SOMMA VESUVIANA – Lo scorso 27 ottobre Antonio (nome di fantasia) ha scoperto di essere positivo al Covid-19, sebbene asintomatico, dopo essersi sottoposto al test rapido del tampone naso-faringeo effettuato per prevenzione e a scopo cautelativo presso un laboratorio privato di analisi, convenzionato con l’ASL e abilitato dalla Regione Campania, a Sant’Anastasia. E da allora è iniziato il suo calvario fatto di disagi, disservizi e malfunzionamenti nel sistema sanitario. Dopo la positività riscontrata è stato lo stesso laboratorio ad avvertire l’asl e il medico di base del paziente. Da allora, l’uomo, 41 anni, non ha avuto più notizie né dalle autorità sanitarie competenti né tantomeno dal proprio medico di famiglia.
L’unica comunicazione l’ha ricevuta dal laboratorio di analisi che gli ha consigliato di ripetere il tampone naso-faringeo dopo dieci giorni.
Antonio ha più volte cercato di mettersi in contatto con il proprio medico curante per sapere come comportarsi e perché nei giorni successivi alla scoperta della sua positività sono apparsi i primi sintomi clinici tipici del coronavirus. Precisamente Antonio ha iniziato a sentire brividi di freddo, forti emicranie, dolori alle ossa, rottura di alcuni capillari all’interno dell’occhio. Nonostante i numerosi tentativi di rintracciare telefonicamente il proprio medico di famiglia, Antonio non ha mai ricevuto risposta e così ha dovuto consultare un pneumologo privato che gli ha prescritto una cura antibiotica a base di zitromax, deltacortene, zinco, vitamine d e altri antidolorifici.
Separato e con una famiglia e dei figli da mantenere, Antonio, avendo tutti i parenti e familiari in quarantena in seguito alla sua positività ha chiesto più volte assistenza domiciliare prima al sindaco di Somma Vesuviana, Salvatore Di Sarno, che si è limitato a comunicargli il numero della locale Protezione Civile, e poi ai volontari della Croce Rossa Italiana di Somma Vesuviana, i quali gli hanno risposto, a suo dire, che non rientrava nelle loro competenze. Anche in questo caso, però, come ha raccontato ai nostri microfoni, raggiunto telefonicamente, non ha mai ricevuto risposta e il suo problema non è stato risolto. Una situazione assurda per quanto critica con il 41enne che ha dovuto provvedere da solo ai bisogni più elementari come procurarsi i farmaci per la cura oppure provvedere al proprio sostentamento alimentare.

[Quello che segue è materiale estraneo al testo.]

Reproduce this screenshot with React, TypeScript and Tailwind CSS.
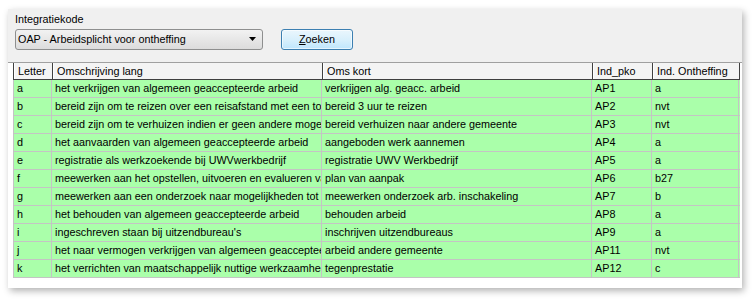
type Row = { letter: string; lang: string; kort: string; pko: string; onth: string };

const rows: Row[] = [
	{ letter: "a", lang: "het verkrijgen van algemeen geaccepteerde arbeid", kort: "verkrijgen alg. geacc. arbeid", pko: "AP1", onth: "a" },
	{ letter: "b", lang: "bereid zijn om te reizen over een reisafstand met een totale reisduur van 3 uur", kort: "bereid 3 uur te reizen", pko: "AP2", onth: "nvt" },
	{ letter: "c", lang: "bereid zijn om te verhuizen indien er geen andere mogelijkheden zijn", kort: "bereid verhuizen naar andere gemeente", pko: "AP3", onth: "nvt" },
	{ letter: "d", lang: "het aanvaarden van algemeen geaccepteerde arbeid", kort: "aangeboden werk aannemen", pko: "AP4", onth: "a" },
	{ letter: "e", lang: "registratie als werkzoekende bij UWVwerkbedrijf", kort: "registratie UWV Werkbedrijf", pko: "AP5", onth: "a" },
	{ letter: "f", lang: "meewerken aan het opstellen, uitvoeren en evalueren van een plan van aanpak", kort: "plan van aanpak", pko: "AP6", onth: "b27" },
	{ letter: "g", lang: "meewerken aan een onderzoek naar mogelijkheden tot arbeidsinschakeling", kort: "meewerken onderzoek arb. inschakeling", pko: "AP7", onth: "b" },
	{ letter: "h", lang: "het behouden van algemeen geaccepteerde arbeid", kort: "behouden arbeid", pko: "AP8", onth: "a" },
	{ letter: "i", lang: "ingeschreven staan bij uitzendbureau's", kort: "inschrijven uitzendbureaus", pko: "AP9", onth: "a" },
	{ letter: "j", lang: "het naar vermogen verkrijgen van algemeen geaccepteerde arbeid", kort: "arbeid andere gemeente", pko: "AP11", onth: "nvt" },
	{ letter: "k", lang: "het verrichten van maatschappelijk nuttige werkzaamheden", kort: "tegenprestatie", pko: "AP12", onth: "c" },
];

const cols = "grid-cols-[39px_270px_270px_60px_87px]";

function HeaderCell({ children }: { children: React.ReactNode }) {
	return (
		<div className="h-full border-r border-r-[#404040] border-l border-l-white pl-[3px] flex items-center overflow-hidden whitespace-nowrap">
			{children}
		</div>
	);
}

function Cell({ children, first }: { children: React.ReactNode; first?: boolean }) {
	return (
		<div
			className={`h-full border-r border-[#c4c4c4] ${first ? "border-l" : ""} pl-[3px] flex items-center overflow-hidden whitespace-nowrap`}
		>
			{children}
		</div>
	);
}

export default function App() {
	return (
		<div
			className="w-[754px] h-[299px] bg-white pt-[9px] pl-[8px] text-[10.8px] text-black"
			style={{ fontFamily: '"Liberation Sans", Arial, sans-serif' }}
		>
			<div className="w-[734px] h-[279px] flex flex-col bg-white shadow-[2px_3px_7px_rgba(0,0,0,0.3)]">
				{/* Filter bar */}
				<div className="h-[54px] bg-[#f0f0f0] border-b border-[#a0a0a0] pl-[7px] pt-[3px]">
					<div className="leading-[14px]">Integratiekode</div>
					<div className="flex items-center mt-[3px] gap-[18px]">
						<div className="w-[248px] h-[21px] rounded-[3px] border border-[#8e8f8f] bg-gradient-to-b from-[#f2f2f2] to-[#dcdcdc] flex items-center pl-[2px] pr-[4px] justify-between">
							<span>OAP - Arbeidsplicht voor ontheffing</span>
							<svg width="8" height="5" viewBox="0 0 8 5" className="mr-[1px]">
								<path d="M0 0 H7 L3.5 4 Z" fill="#000" />
							</svg>
						</div>
						<div className="w-[72px] h-[21px] rounded-[3px] border border-[#3c7fb1] bg-gradient-to-b from-[#eaf6fd] via-[#d9f0fc] to-[#bee6fd] shadow-[inset_0_0_0_1px_rgba(255,255,255,0.6)] flex items-center justify-center">
							<span>
								<span className="underline">Z</span>oeken
							</span>
						</div>
					</div>
				</div>

				{/* Grid */}
				<div className="flex-1 bg-white pl-[5px]">
					<div className={`grid ${cols} h-[17px] border-l border-[#404040] border-b border-b-[#404040] bg-[#f4f4f4] w-[727px]`}>
						<HeaderCell>Letter</HeaderCell>
						<HeaderCell>Omschrijving lang</HeaderCell>
						<HeaderCell>Oms kort</HeaderCell>
						<HeaderCell>Ind_pko</HeaderCell>
						<HeaderCell>Ind. Ontheffing</HeaderCell>
					</div>
					{rows.map((r) => (
						<div key={r.letter} className={`grid ${cols} h-[18px] bg-[#aaffaa] border-b border-[#c4c4c4] w-[727px]`}>
							<Cell first>{r.letter}</Cell>
							<Cell>{r.lang}</Cell>
							<Cell>{r.kort}</Cell>
							<Cell>{r.pko}</Cell>
							<Cell>{r.onth}</Cell>
						</div>
					))}
				</div>
			</div>
		</div>
	);
}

Una storia di grandi difficoltà quella che Antonio ha voluto raccontarci per denunciarne la gravità, che può comprende solo chi la vive in prima persona.
Adesso, l’uomo è in attesa di sottoporsi al secondo tampone, ma nel frattempo ha dovuto far fronte ad ingenti spese economiche: dal costo dei tamponi a quello delle spese mediche per i farmaci in meno di una settimana ha speso quasi duecento euro. A questi vanno poi aggiunti i soldi dell’affitto di casa. Troppi per chiunque, soprattutto per lui che in questo periodo non sta lavorando, causa covid, e non riceve lo stipendio essendo un lavoratore con partita iva che vive alla giornata del suo lavoro quotidiano.
“Ti senti trascurato e abbandonato a te stesso, senza sapere a chi poter chiedere assistenza e aiuto. Sono stato tentato di uscire di casa, seppur positivo, per far fare la spesa, ma poi grazie alla disponibilità del supermercato Gennarì, ho desistito dal mio intento. Sono stati i dipendenti del supermarket a portarmi la spesa alimentare a casa”, ha confessato Antonio. “Vivo da solo, e anche a livello psicologico non è semplice rimanere chiuso in casa per tanto tempo. Mi sembra di essere agli arresti domiciliari, o peggio ancora in isolamento al 41-bis”.
La nostra speranza è che dopo il nostro articolo di denuncia con l’intervista ad Antonio qualcosa possa smuoversi, mettendo fine ai disagi e alle problematiche dell’uomo.